Reading down the listing below, count the lines where the word "styles" shows up, then give only that count.
-- start --
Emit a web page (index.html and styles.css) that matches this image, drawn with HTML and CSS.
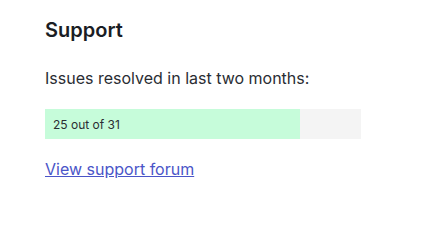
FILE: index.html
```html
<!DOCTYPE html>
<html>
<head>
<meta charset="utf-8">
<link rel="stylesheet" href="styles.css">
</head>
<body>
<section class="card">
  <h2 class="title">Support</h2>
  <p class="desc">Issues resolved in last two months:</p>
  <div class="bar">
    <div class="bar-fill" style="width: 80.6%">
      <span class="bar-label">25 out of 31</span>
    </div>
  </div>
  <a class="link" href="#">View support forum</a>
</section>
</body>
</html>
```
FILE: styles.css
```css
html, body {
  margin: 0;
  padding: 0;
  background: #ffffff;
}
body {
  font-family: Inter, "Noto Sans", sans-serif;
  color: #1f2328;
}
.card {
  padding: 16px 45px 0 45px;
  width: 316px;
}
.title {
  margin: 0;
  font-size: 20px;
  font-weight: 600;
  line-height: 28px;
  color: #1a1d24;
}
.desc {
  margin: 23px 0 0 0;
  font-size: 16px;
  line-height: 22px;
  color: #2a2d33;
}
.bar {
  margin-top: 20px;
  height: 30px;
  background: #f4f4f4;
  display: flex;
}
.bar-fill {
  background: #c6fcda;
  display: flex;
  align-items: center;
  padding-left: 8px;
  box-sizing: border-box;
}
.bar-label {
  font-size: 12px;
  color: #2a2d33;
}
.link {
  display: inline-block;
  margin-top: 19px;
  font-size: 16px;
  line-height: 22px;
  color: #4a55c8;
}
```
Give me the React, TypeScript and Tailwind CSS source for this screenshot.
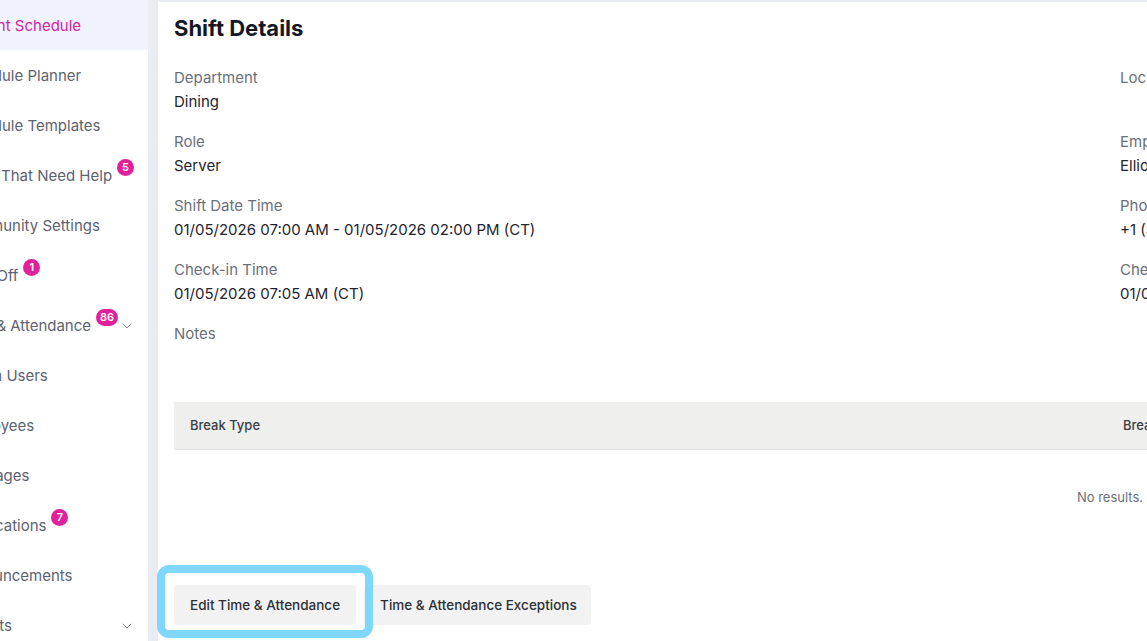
-- end --
* _Task output_:
3